* **Your task**: Look through the lines below and extract any with the word "React".
* Begin Source material *
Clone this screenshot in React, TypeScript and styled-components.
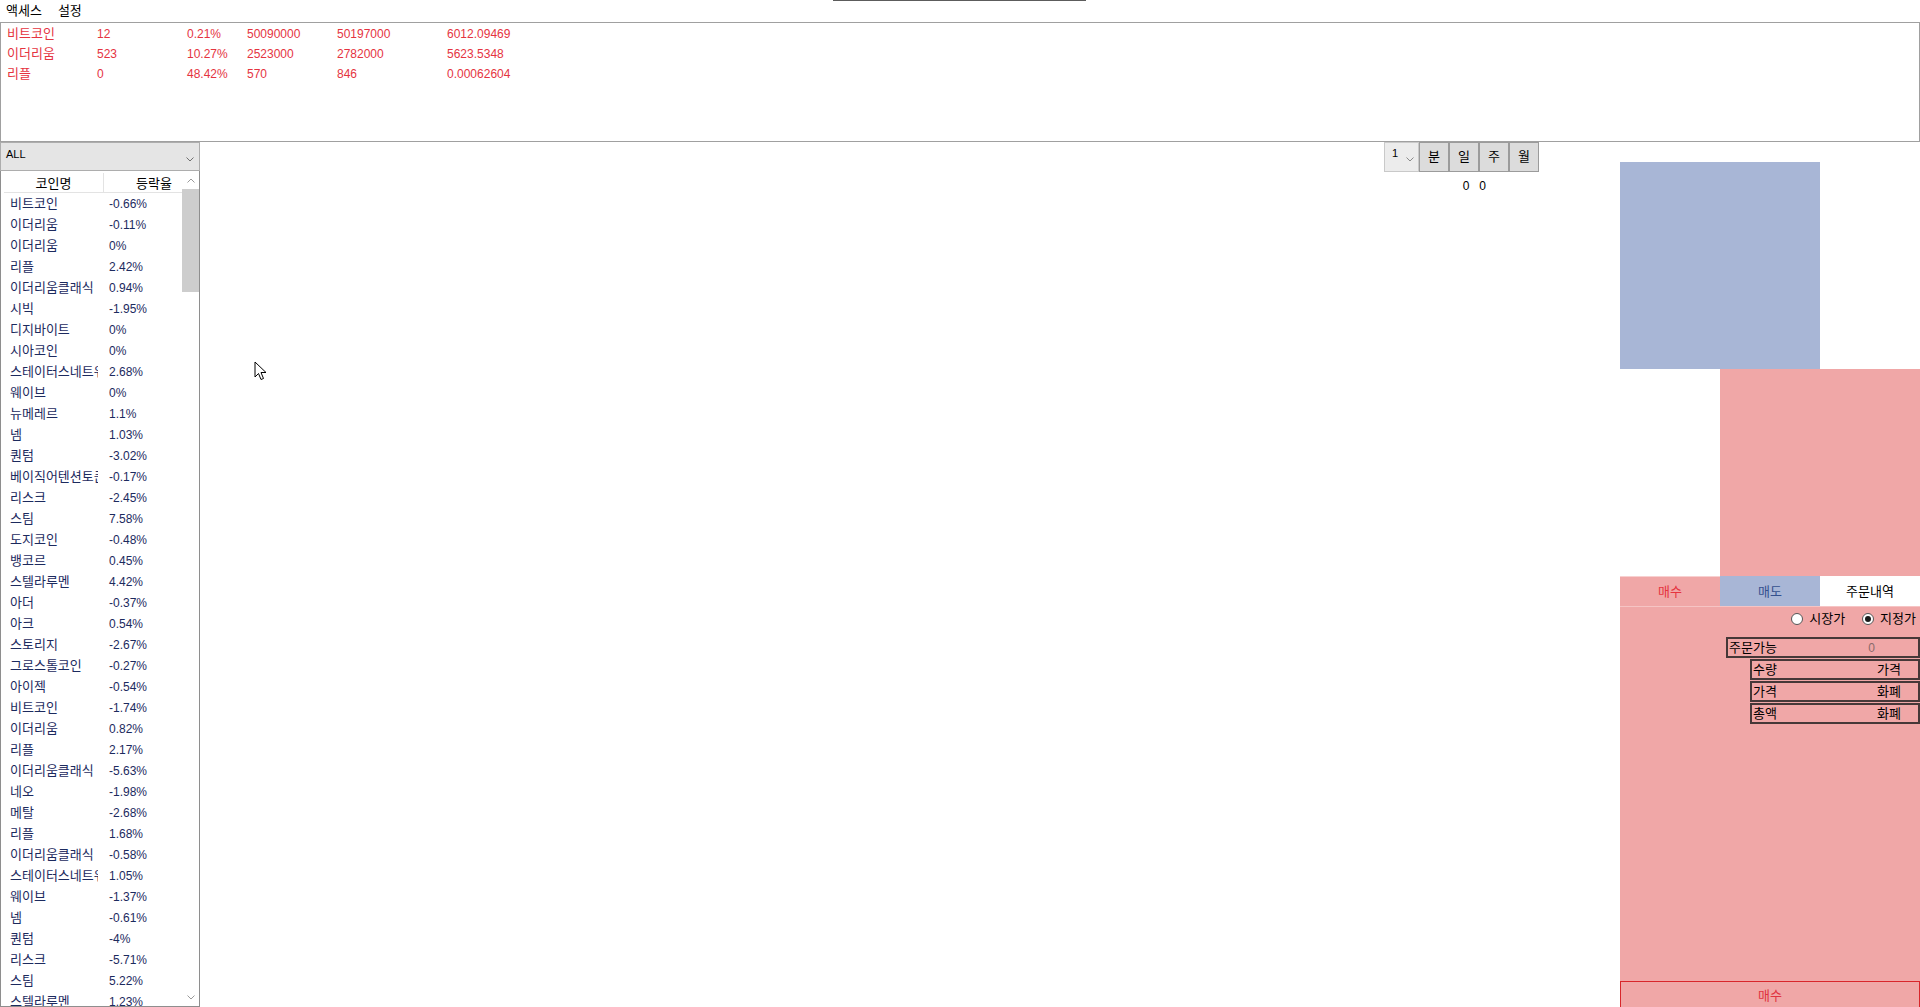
import React from "react";
import styled, { createGlobalStyle } from "styled-components";

const FONT = `"Liberation Sans", "Noto Sans CJK KR", sans-serif`;

const GlobalStyle = createGlobalStyle`
  html, body { margin: 0; padding: 0; background: #ffffff; }
  body { font-family: ${FONT}; font-size: 13px; color: #000; overflow: hidden; }
  * { box-sizing: border-box; }
`;

const Page = styled.div`
  width: 1920px;
  height: 1007px;
  overflow: hidden;
  display: flex;
  flex-direction: column;
  background: #ffffff;
  font-family: ${FONT};
  font-size: 13px;
  line-height: 16px;
`;

const MenuBar = styled.div`
  position: relative;
  height: 22px;
  flex: none;
  display: flex;
  align-items: center;
  gap: 16px;
  padding-left: 6px;
`;

const MenuItem = styled.span`
  color: #000;
`;

const TitleMark = styled.div`
  position: absolute;
  left: 833px;
  top: 0;
  width: 253px;
  height: 1px;
  background: #5c5c5c;
`;

const HoldingsPanel = styled.div`
  height: 120px;
  flex: none;
  border: 1px solid #a0a0a0;
  padding: 1px 0 0 6px;
`;

const HoldingRow = styled.div`
  display: grid;
  grid-template-columns: 90px 90px 60px 90px 110px auto;
  height: 20px;
  align-items: center;
  color: #e5343f;
`;

const Num = styled.span`
  font-size: 12px;
`;

const Latin = styled.span`
  font-size: 11px;
`;

const Main = styled.div`
  flex: 1;
  min-height: 0;
  display: flex;
`;

const Sidebar = styled.div`
  width: 200px;
  flex: none;
  display: flex;
  flex-direction: column;
`;

const Combo = styled.div`
  height: 29px;
  flex: none;
  display: flex;
  justify-content: space-between;
  align-items: flex-start;
  padding: 3px 5px 0 5px;
  background: #e5e5e5;
  border: 1px solid #adadad;
`;

const ComboArrow = styled.svg`
  align-self: center;
  margin-top: 2px;
  flex: none;
`;

const CoinList = styled.div`
  flex: 1;
  min-height: 0;
  display: flex;
  border: 1px solid #8e8e8e;
  border-top: none;
  overflow: hidden;
`;

const ListMain = styled.div`
  flex: 1;
  min-width: 0;
  display: flex;
  flex-direction: column;
`;

const ListHeader = styled.div`
  height: 22px;
  flex: none;
  display: grid;
  grid-template-columns: 100px 1fr;
  margin-left: 3px;
  border-bottom: 1px solid #e3e3e3;
  align-items: stretch;
`;

const HeaderCell = styled.div<{ $pad?: number; $divider?: boolean }>`
  display: flex;
  align-items: center;
  justify-content: center;
  padding-left: ${(p) => p.$pad ?? 0}px;
  padding-top: 3px;
  border-right: ${(p) => (p.$divider ? "1px solid #e3e3e3" : "none")};
  margin: 2px 0 1px;
  color: #000;
`;

const CoinRow = styled.div`
  height: 21px;
  flex: none;
  display: grid;
  grid-template-columns: 88px 1fr;
  column-gap: 11px;
  padding-left: 9px;
  align-items: center;
  color: #1c2a5e;
`;

const CoinName = styled.span`
  min-width: 0;
  overflow: hidden;
  white-space: nowrap;
  text-overflow: clip;
`;

const Scrollbar = styled.div`
  width: 17px;
  flex: none;
  display: flex;
  flex-direction: column;
  background: #ffffff;
`;

const ScrollArrow = styled.div`
  height: 18px;
  flex: none;
  display: flex;
  align-items: center;
  justify-content: center;
`;

const ScrollThumb = styled.div`
  height: 103px;
  flex: none;
  background: #cdcdcd;
`;

const ScrollTrack = styled.div`
  flex: 1;
`;

const ChartArea = styled.div`
  position: relative;
  flex: 1;
  min-width: 0;
  display: flex;
  flex-direction: column;
  align-items: flex-end;
  padding-right: 81px;
`;

const Toolbar = styled.div`
  display: flex;
  height: 30px;
`;

const ToolCombo = styled.div`
  width: 35px;
  height: 30px;
  display: flex;
  justify-content: space-between;
  align-items: flex-start;
  padding: 2px 4px 0 7px;
  background: #ececec;
  border: 1px solid #c9c9c9;
`;

const ToolButton = styled.div`
  width: 30px;
  height: 30px;
  display: flex;
  align-items: center;
  justify-content: center;
  background: #dcdcdc;
  border: 1px solid #9b9b9b;
  color: #000;
`;

const ValueRow = styled.div`
  display: flex;
  gap: 10px;
  margin-top: 6px;
  margin-right: 53px;
`;

const Cursor = styled.svg`
  position: absolute;
  left: 54px;
  top: 219px;
`;

const OrderColumn = styled.div`
  width: 300px;
  flex: none;
  display: flex;
  flex-direction: column;
  padding-top: 20px;
`;

const Block = styled.div<{ $color: string; $right?: boolean }>`
  width: 200px;
  height: 207px;
  flex: none;
  background: ${(p) => p.$color};
  align-self: ${(p) => (p.$right ? "flex-end" : "flex-start")};
`;

const OrderPanel = styled.div`
  flex: 1;
  min-height: 0;
  display: flex;
  flex-direction: column;
  background: #f0a7a7;
`;

const TabRow = styled.div`
  display: grid;
  grid-template-columns: repeat(3, 100px);
  height: 31px;
  flex: none;
  border-bottom: 1px solid #f6c4c4;
`;

const Tab = styled.div<{ $bg: string; $fg: string; $line: string }>`
  display: flex;
  align-items: center;
  justify-content: center;
  background: ${(p) => p.$bg};
  color: ${(p) => p.$fg};
  border-top: 1px solid ${(p) => p.$line};
`;

const RadioRow = styled.div`
  height: 24px;
  flex: none;
  display: flex;
  justify-content: flex-end;
  align-items: center;
  gap: 17px;
  padding-right: 4px;
`;

const RadioOption = styled.label`
  display: flex;
  align-items: center;
  gap: 6px;
  color: #000;
`;

const RadioDot = styled.span<{ $checked?: boolean }>`
  width: 12px;
  height: 12px;
  border-radius: 50%;
  background: #ffffff;
  border: 1px solid #555;
  display: flex;
  align-items: center;
  justify-content: center;
  &::after {
    content: "";
    width: 6px;
    height: 6px;
    border-radius: 50%;
    background: ${(p) => (p.$checked ? "#1a1a1a" : "transparent")};
  }
`;

const InfoStack = styled.div`
  display: flex;
  flex-direction: column;
  gap: 1px;
  margin-top: 6px;
`;

const InfoBox = styled.div<{ $indent: number; $valuePad: number }>`
  height: 21px;
  margin-left: ${(p) => p.$indent}px;
  display: flex;
  justify-content: space-between;
  align-items: center;
  padding: 0 ${(p) => p.$valuePad}px 0 1px;
  border: 2px solid #463838;
  color: #000;
`;

const InfoValue = styled.span<{ $muted?: boolean }>`
  color: ${(p) => (p.$muted ? "#8a6a6a" : "#000")};
`;

const SubmitButton = styled.div`
  height: 30px;
  flex: none;
  margin-top: auto;
  margin-bottom: -4px;
  display: flex;
  align-items: center;
  justify-content: center;
  border: 1px solid #d8262b;
  color: #e03340;
`;

const Chevron = ({ up = false, color = "#707070" }: { up?: boolean; color?: string }) => (
  <svg width="8" height="5" viewBox="0 0 8 5">
    <polyline
      points={up ? "0.5,4.5 4,1 7.5,4.5" : "0.5,0.5 4,4 7.5,0.5"}
      fill="none"
      stroke={color}
      strokeWidth="1"
    />
  </svg>
);

const holdings = [
  ["비트코인", "12", "0.21%", "50090000", "50197000", "6012.09469"],
  ["이더리움", "523", "10.27%", "2523000", "2782000", "5623.5348"],
  ["리플", "0", "48.42%", "570", "846", "0.00062604"],
];

const coins: [string, string][] = [
  ["비트코인", "-0.66%"],
  ["이더리움", "-0.11%"],
  ["이더리움", "0%"],
  ["리플", "2.42%"],
  ["이더리움클래식", "0.94%"],
  ["시빅", "-1.95%"],
  ["디지바이트", "0%"],
  ["시아코인", "0%"],
  ["스테이터스네트워크", "2.68%"],
  ["웨이브", "0%"],
  ["뉴메레르", "1.1%"],
  ["넴", "1.03%"],
  ["퀀텀", "-3.02%"],
  ["베이직어텐션토큰", "-0.17%"],
  ["리스크", "-2.45%"],
  ["스팀", "7.58%"],
  ["도지코인", "-0.48%"],
  ["뱅코르", "0.45%"],
  ["스텔라루멘", "4.42%"],
  ["아더", "-0.37%"],
  ["아크", "0.54%"],
  ["스토리지", "-2.67%"],
  ["그로스톨코인", "-0.27%"],
  ["아이젝", "-0.54%"],
  ["비트코인", "-1.74%"],
  ["이더리움", "0.82%"],
  ["리플", "2.17%"],
  ["이더리움클래식", "-5.63%"],
  ["네오", "-1.98%"],
  ["메탈", "-2.68%"],
  ["리플", "1.68%"],
  ["이더리움클래식", "-0.58%"],
  ["스테이터스네트워크", "1.05%"],
  ["웨이브", "-1.37%"],
  ["넴", "-0.61%"],
  ["퀀텀", "-4%"],
  ["리스크", "-5.71%"],
  ["스팀", "5.22%"],
  ["스텔라루멘", "1.23%"],
  ["아더", "0.12%"],
];

export default function App() {
  return (
    <Page>
      <GlobalStyle />
      <MenuBar>
        <MenuItem>액세스</MenuItem>
        <MenuItem>설정</MenuItem>
        <TitleMark />
      </MenuBar>

      <HoldingsPanel>
        {holdings.map((h, i) => (
          <HoldingRow key={i}>
            <span>{h[0]}</span>
            <Num>{h[1]}</Num>
            <Num>{h[2]}</Num>
            <Num>{h[3]}</Num>
            <Num>{h[4]}</Num>
            <Num>{h[5]}</Num>
          </HoldingRow>
        ))}
      </HoldingsPanel>

      <Main>
        <Sidebar>
          <Combo>
            <Latin>ALL</Latin>
            <ComboArrow width="8" height="5" viewBox="0 0 8 5">
              <polyline points="0.5,0.5 4,4 7.5,0.5" fill="none" stroke="#707070" strokeWidth="1" />
            </ComboArrow>
          </Combo>
          <CoinList>
            <ListMain>
              <ListHeader>
                <HeaderCell $divider>코인명</HeaderCell>
                <HeaderCell $pad={22}>등락율</HeaderCell>
              </ListHeader>
              {coins.map(([name, rate], i) => (
                <CoinRow key={i}>
                  <CoinName>{name}</CoinName>
                  <Num>{rate}</Num>
                </CoinRow>
              ))}
            </ListMain>
            <Scrollbar>
              <ScrollArrow>
                <Chevron up color="#9a9a9a" />
              </ScrollArrow>
              <ScrollThumb />
              <ScrollTrack />
              <ScrollArrow>
                <Chevron color="#9a9a9a" />
              </ScrollArrow>
            </Scrollbar>
          </CoinList>
        </Sidebar>

        <ChartArea>
          <Toolbar>
            <ToolCombo>
              <Latin>1</Latin>
              <ComboArrow width="8" height="5" viewBox="0 0 8 5">
                <polyline points="0.5,0.5 4,4 7.5,0.5" fill="none" stroke="#8a8a8a" strokeWidth="1" />
              </ComboArrow>
            </ToolCombo>
            <ToolButton>분</ToolButton>
            <ToolButton>일</ToolButton>
            <ToolButton>주</ToolButton>
            <ToolButton>월</ToolButton>
          </Toolbar>
          <ValueRow>
            <Num>0</Num>
            <Num>0</Num>
          </ValueRow>
          <Cursor width="14" height="21" viewBox="0 0 14 21">
            <path
              d="M1 1 L1 16 L4.5 12.5 L7 18.5 L9.5 17.5 L7 11.5 L12 11.5 Z"
              fill="#ffffff"
              stroke="#000000"
              strokeWidth="1"
              strokeLinejoin="miter"
            />
          </Cursor>
        </ChartArea>

        <OrderColumn>
          <Block $color="#a8b6d6" />
          <Block $color="#f0a7a7" $right />
          <OrderPanel>
            <TabRow>
              <Tab $bg="#f0a7a7" $fg="#e5343f" $line="#f8d0d0">매수</Tab>
              <Tab $bg="#a8b6d6" $fg="#34508e" $line="#a8b6d6">매도</Tab>
              <Tab $bg="#ffffff" $fg="#000000" $line="#ffffff">주문내역</Tab>
            </TabRow>
            <RadioRow>
              <RadioOption>
                <RadioDot />
                시장가
              </RadioOption>
              <RadioOption>
                <RadioDot $checked />
                지정가
              </RadioOption>
            </RadioRow>
            <InfoStack>
              <InfoBox $indent={106} $valuePad={43}>
                <span>주문가능</span>
                <InfoValue $muted>
                  <Num>0</Num>
                </InfoValue>
              </InfoBox>
              <InfoBox $indent={130} $valuePad={17}>
                <span>수량</span>
                <InfoValue>가격</InfoValue>
              </InfoBox>
              <InfoBox $indent={130} $valuePad={17}>
                <span>가격</span>
                <InfoValue>화폐</InfoValue>
              </InfoBox>
              <InfoBox $indent={130} $valuePad={17}>
                <span>총액</span>
                <InfoValue>화폐</InfoValue>
              </InfoBox>
            </InfoStack>
            <SubmitButton>매수</SubmitButton>
          </OrderPanel>
        </OrderColumn>
      </Main>
    </Page>
  );
}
* End Source material *
* **Exercise solution**:
Clone this screenshot in React, TypeScript and styled-components.
import React from "react";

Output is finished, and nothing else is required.